Thu, November 10th, 2011 at 6:52PM (PST)


"Batgirl" is the sort comic that if you describe to a friend, sounds like it should be good, but the execution is a little lacking. It's frustrating because you can see just how it should all fit together, but for whatever reason nothing's quite connecting.

"Batgirl" #3 has three different sections: one where she goes up against the recurring villain Mirror, one where she visits with her father, Commissioner Gordon, and last but not least a reunion with Nightwing. But re-reading the issue, none of them feels particularly satisfying.

Mirror isn't a bad idea for a villain (a madman going after people who he's decided somehow escaped death) but he's not enjoyable to read about. He's in many ways the faceless boogeyman here, taunting from afar but not providing any sort of hook to make readers terribly interested. And while Batgirl's attempt to stop his latest killing at least tries to play with reader expectations (as well as a different way of stopping him), it's a mish-mash of an underwhelming "shock" moment and an unconvincing method of going after Mirror. I feel like we're missing pieces of the story here, that it's unfolded completely in Gail Simone's head but some crucial story beats didn't make it from there to the script.

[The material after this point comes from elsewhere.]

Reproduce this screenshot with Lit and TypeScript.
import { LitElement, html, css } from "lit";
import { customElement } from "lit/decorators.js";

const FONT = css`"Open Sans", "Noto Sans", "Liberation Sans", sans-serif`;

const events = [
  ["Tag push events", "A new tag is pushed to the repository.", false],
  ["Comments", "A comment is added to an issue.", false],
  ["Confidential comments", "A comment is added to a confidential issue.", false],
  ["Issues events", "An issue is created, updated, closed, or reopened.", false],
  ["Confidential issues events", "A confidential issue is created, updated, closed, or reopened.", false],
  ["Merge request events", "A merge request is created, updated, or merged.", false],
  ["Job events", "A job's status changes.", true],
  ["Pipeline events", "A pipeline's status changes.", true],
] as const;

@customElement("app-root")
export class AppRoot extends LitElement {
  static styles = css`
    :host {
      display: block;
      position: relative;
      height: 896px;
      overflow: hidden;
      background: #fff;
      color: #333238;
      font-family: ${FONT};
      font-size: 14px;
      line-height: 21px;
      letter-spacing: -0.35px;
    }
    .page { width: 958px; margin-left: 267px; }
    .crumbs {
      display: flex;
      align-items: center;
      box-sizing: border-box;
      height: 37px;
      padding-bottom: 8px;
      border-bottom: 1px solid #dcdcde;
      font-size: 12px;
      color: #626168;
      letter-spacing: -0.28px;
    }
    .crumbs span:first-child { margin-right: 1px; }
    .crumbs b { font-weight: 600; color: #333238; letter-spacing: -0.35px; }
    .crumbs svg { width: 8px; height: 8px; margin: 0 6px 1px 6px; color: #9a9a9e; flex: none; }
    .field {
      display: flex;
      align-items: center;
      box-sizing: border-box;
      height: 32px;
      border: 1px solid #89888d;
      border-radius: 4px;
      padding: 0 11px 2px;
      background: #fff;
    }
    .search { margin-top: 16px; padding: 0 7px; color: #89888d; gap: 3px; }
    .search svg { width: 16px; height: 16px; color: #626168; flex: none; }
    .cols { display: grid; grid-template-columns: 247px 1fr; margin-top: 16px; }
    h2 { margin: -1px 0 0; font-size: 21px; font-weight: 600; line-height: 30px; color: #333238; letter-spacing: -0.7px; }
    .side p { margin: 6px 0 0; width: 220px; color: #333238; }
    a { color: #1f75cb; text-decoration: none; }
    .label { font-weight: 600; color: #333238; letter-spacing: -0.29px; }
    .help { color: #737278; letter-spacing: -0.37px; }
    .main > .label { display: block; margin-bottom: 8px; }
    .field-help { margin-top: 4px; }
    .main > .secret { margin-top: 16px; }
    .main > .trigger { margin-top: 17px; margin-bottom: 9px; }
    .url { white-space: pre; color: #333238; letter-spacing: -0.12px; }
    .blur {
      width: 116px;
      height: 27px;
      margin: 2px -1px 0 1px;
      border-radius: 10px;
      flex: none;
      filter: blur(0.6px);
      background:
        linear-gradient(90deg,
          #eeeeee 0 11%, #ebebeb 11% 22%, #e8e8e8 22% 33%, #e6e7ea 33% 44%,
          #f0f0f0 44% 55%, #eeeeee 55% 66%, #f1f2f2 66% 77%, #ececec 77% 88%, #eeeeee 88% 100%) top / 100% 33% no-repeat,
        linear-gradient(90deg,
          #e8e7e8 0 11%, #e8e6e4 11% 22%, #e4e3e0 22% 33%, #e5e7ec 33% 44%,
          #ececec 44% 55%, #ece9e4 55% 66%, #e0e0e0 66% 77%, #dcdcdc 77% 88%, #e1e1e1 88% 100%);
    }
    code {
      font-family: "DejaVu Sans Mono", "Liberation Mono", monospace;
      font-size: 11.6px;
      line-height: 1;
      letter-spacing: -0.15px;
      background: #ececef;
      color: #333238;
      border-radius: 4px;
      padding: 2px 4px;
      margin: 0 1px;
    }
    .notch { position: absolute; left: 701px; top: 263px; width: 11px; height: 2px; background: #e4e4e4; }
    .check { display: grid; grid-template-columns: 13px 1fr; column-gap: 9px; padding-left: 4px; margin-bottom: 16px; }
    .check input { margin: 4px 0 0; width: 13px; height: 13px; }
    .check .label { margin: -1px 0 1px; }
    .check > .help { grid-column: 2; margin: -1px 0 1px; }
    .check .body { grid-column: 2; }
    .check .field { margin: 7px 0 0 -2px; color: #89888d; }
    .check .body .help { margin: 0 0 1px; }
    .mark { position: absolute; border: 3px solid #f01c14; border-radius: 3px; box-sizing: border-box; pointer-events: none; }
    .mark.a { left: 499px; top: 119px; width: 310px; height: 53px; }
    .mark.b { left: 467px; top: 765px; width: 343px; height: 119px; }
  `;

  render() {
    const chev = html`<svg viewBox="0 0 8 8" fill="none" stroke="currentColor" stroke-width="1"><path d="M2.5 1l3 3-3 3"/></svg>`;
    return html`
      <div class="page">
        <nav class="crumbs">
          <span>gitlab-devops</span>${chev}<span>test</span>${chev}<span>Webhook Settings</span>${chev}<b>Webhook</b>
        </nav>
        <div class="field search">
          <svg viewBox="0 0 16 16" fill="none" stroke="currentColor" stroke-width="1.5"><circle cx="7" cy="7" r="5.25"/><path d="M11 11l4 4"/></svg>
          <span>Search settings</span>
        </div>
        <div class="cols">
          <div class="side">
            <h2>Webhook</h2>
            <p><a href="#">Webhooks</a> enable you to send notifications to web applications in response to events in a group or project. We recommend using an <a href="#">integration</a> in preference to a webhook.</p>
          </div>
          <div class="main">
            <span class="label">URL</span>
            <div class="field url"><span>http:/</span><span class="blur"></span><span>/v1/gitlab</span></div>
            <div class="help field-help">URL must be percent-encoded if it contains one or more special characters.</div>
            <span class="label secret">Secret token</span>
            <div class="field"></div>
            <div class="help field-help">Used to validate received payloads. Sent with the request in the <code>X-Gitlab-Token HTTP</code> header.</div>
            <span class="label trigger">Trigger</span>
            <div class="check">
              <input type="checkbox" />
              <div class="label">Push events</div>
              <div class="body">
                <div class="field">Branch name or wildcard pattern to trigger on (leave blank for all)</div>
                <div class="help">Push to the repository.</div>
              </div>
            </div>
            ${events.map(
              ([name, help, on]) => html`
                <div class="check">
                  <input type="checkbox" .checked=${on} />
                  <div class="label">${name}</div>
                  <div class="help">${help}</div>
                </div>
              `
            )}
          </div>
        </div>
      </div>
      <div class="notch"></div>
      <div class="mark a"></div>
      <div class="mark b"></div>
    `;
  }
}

It's the portion with Jim Gordon that the stiffness of Ardian Syaf's pencils are at their worst; if you glanced at the page you might think it involved store mannequins being left in a police station. Barbara's face doesn't look frozen, it looks fake. It's a problem that comes and goes throughout Syaf's run on "Batgirl" but there's something about these couple of pages in particular (perhaps the lack of high-speed action?) that makes them feel particularly weak.

Even the extended scene with Nightwing feels out of place here, to be more of an exposition dump (both in terms of history and emotional status for Barbara) than a logical next step in the story. Mirror's plotline is left far behind for the entire second half of "Batgirl" #3, and I'm not sure which is worse; that it feels so disconnected from the rest of the comic, or that not having Mirror in the second half of the comic is almost a relief.

I want to like "Batgirl." I saw a lot of potential in the first issue, but there's a spark that was present in Simone's original "Birds of Prey" run that just hasn't made an appearance. I love the gorgeous Adam Hughes covers, but at the moment it's hard to be excited about this series.